Каким же образом удалось сохранить верность этому неопределенному критерию, отличающему Православие от ереси? На чем основывалось истолкование как вышеупомянутых его признаков, так и многих других подобных им, если не существовало объективного и непогрешимого мерила истины? Ответ мы находим в том упорстве, с каким Церковь отождествляла истину с жизнью, а жизнь с ее единственным ипостасным проявлением — с личностью. Церковь отказывается подменять непосредственность опыта и личного отношения интеллектуальными схемами, нравственными предписаниями или структурами власти, призванными служить мирскому господству. Таким образом, Православие обретается или утрачивается, как обретается или утрачивается любой жизненный дар: настоящая любовь, произведение искусства, озарение на путях познания.

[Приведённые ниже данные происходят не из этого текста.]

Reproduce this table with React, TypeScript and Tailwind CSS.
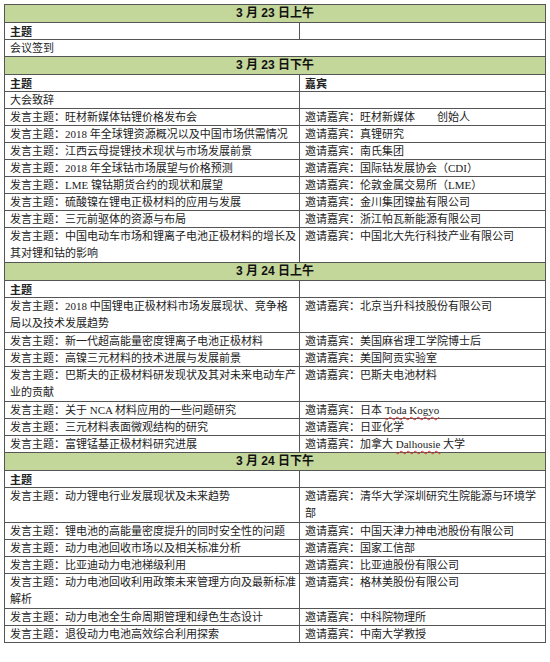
import React from "react";

type Item = { left: string[]; right: string[] };

type Section = {
  title: string;
  guestHead: boolean;
  span?: string;
  items: Item[];
};

const sections: Section[] = [
  {
    title: "3 月 23 日上午",
    guestHead: false,
    span: "会议签到",
    items: [],
  },
  {
    title: "3 月 23 日下午",
    guestHead: true,
    items: [
      { left: ["大会致辞"], right: [""] },
      { left: ["发言主题：旺材新媒体钴锂价格发布会"], right: ["邀请嘉宾：旺材新媒体　　创始人"] },
      { left: ["发言主题：2018 年全球锂资源概况以及中国市场供需情况"], right: ["邀请嘉宾：真锂研究"] },
      { left: ["发言主题：江西云母提锂技术现状与市场发展前景"], right: ["邀请嘉宾：南氏集团"] },
      { left: ["发言主题：2018 年全球钴市场展望与价格预测"], right: ["邀请嘉宾：国际钴发展协会（CDI）"] },
      { left: ["发言主题：LME 镍钴期货合约的现状和展望"], right: ["邀请嘉宾：伦敦金属交易所（LME）"] },
      { left: ["发言主题：硫酸镍在锂电正极材料的应用与发展"], right: ["邀请嘉宾：金川集团镍盐有限公司"] },
      { left: ["发言主题：三元前驱体的资源与布局"], right: ["邀请嘉宾：浙江帕瓦新能源有限公司"] },
      {
        left: ["发言主题：中国电动车市场和锂离子电池正极材料的增长及", "其对锂和钴的影响"],
        right: ["邀请嘉宾：中国北大先行科技产业有限公司"],
      },
    ],
  },
  {
    title: "3 月 24 日上午",
    guestHead: false,
    items: [
      {
        left: ["发言主题：2018 中国锂电正极材料市场发展现状、竞争格", "局以及技术发展趋势"],
        right: ["邀请嘉宾：北京当升科技股份有限公司"],
      },
      { left: ["发言主题：新一代超高能量密度锂离子电池正极材料"], right: ["邀请嘉宾：美国麻省理工学院博士后"] },
      { left: ["发言主题：高镍三元材料的技术进展与发展前景"], right: ["邀请嘉宾：美国阿贡实验室"] },
      {
        left: ["发言主题：巴斯夫的正极材料研发现状及其对未来电动车产", "业的贡献"],
        right: ["邀请嘉宾：巴斯夫电池材料"],
      },
      { left: ["发言主题：关于 NCA 材料应用的一些问题研究"], right: ["邀请嘉宾：日本 |Toda Kogyo|"] },
      { left: ["发言主题：三元材料表面微观结构的研究"], right: ["邀请嘉宾：日亚化学"] },
      { left: ["发言主题：富锂锰基正极材料研究进展"], right: ["邀请嘉宾：加拿大 |Dalhousie| 大学"] },
    ],
  },
  {
    title: "3 月 24 日下午",
    guestHead: false,
    items: [
      {
        left: ["发言主题：动力锂电行业发展现状及未来趋势"],
        right: ["邀请嘉宾：清华大学深圳研究生院能源与环境学", "部"],
      },
      { left: ["发言主题：锂电池的高能量密度提升的同时安全性的问题"], right: ["邀请嘉宾：中国天津力神电池股份有限公司"] },
      { left: ["发言主题：动力电池回收市场以及相关标准分析"], right: ["邀请嘉宾：国家工信部"] },
      { left: ["发言主题：比亚迪动力电池梯级利用"], right: ["邀请嘉宾：比亚迪股份有限公司"] },
      {
        left: ["发言主题：动力电池回收利用政策未来管理方向及最新标准", "解析"],
        right: ["邀请嘉宾：格林美股份有限公司"],
      },
      { left: ["发言主题：动力电池全生命周期管理和绿色生态设计"], right: ["邀请嘉宾：中科院物理所"] },
      { left: ["发言主题：退役动力电池高效综合利用探索"], right: ["邀请嘉宾：中南大学教授"] },
    ],
  },
];

// text between | | gets the red spell-check squiggle
function Line({ text, tall }: { text: string; tall?: boolean }) {
  const parts = text.split("|");
  return (
    <div className={`whitespace-nowrap ${tall ? "h-[17px] leading-[17px]" : "h-[16px] leading-[16px]"}`}>
      {parts.map((p, i) =>
        i % 2 === 1 ? (
          <span
            key={i}
            className="underline decoration-wavy decoration-[#e03030] decoration-1 underline-offset-2"
          >
            {p}
          </span>
        ) : (
          <span key={i}>{p}</span>
        )
      )}
    </div>
  );
}

const cell = "border border-[#555] pl-[5px] pr-1 p-0 align-top text-left";

export default function App() {
  return (
    <div className="bg-white w-[550px] h-[662px] pt-[4px] pl-[4px]">
      <table
        className="border-collapse w-[541px] table-fixed text-[11px] text-[#222]"
        style={{ fontFamily: '"Liberation Serif", "Noto Sans CJK SC", serif' }}
      >
        <colgroup>
          <col className="w-[295px]" />
          <col className="w-[246px]" />
        </colgroup>
        <tbody>
          {sections.map((s) => (
            <React.Fragment key={s.title}>
              <tr>
                <td
                  colSpan={2}
                  className="border border-[#555] bg-[#c4d79b] p-0 text-center font-bold text-[12px] text-[#111]"
                  style={{ fontFamily: '"Liberation Sans", "Noto Sans CJK SC", sans-serif' }}
                >
                  <div className="h-[17px] leading-[17px]">{s.title}</div>
                </td>
              </tr>
              <tr>
                <td className={`${cell} font-bold`} style={{ fontFamily: '"Noto Sans CJK SC", sans-serif' }}>
                  <Line text="主题" />
                </td>
                <td className={`${cell} font-bold`} style={{ fontFamily: '"Noto Sans CJK SC", sans-serif' }}>
                  <Line text={s.guestHead ? "嘉宾" : ""} />
                </td>
              </tr>
              {s.span && (
                <tr>
                  <td colSpan={2} className={cell}>
                    <Line text={s.span} />
                  </td>
                </tr>
              )}
              {s.items.map((it, i) => {
                const tall = it.left.length > 1 || it.right.length > 1;
                return (
                  <tr key={i}>
                    <td className={cell}>
                      {it.left.map((l, j) => (
                        <Line key={j} text={l} tall={tall} />
                      ))}
                    </td>
                    <td className={cell}>
                      {it.right.map((l, j) => (
                        <Line key={j} text={l} tall={tall} />
                      ))}
                    </td>
                  </tr>
                );
              })}
            </React.Fragment>
          ))}
        </tbody>
      </table>
    </div>
  );
}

Это обретение или потеря остаются недоступными для «объективных» критериев науки и историографии — так же, как недоступна для них реальная жизнь языка, подверженного историческим изменениям, творческой художественной обработке и наполнению различной социальной семантикой.
Вклад древних эллинов
Во всяком случае, не следует забывать, что Церковь исторически возникла и развивалась в лоне эллинского или эллинизированного культурного мира, в котором существовало понятие об истине, в корне отличное от требований «объективности». От Гераклита до неоплатоников познание воспринималось как процесс со-участия: «Там, где мы все согласны между собой, мы имеем дело с истиной; но там, где наши индивидуальные суждения расходятся, мы ошибаемся» (Гераклит). Познание может быть истинным лишь тогда, когда оно находит подтверждение в общем опыте, когда через «приобщение» к нему мы входим в общение с другими людьми, которых мы понимаем и которые понимают нас: когда между нами устанавливается гармония благодаря совместно пережитому опыту.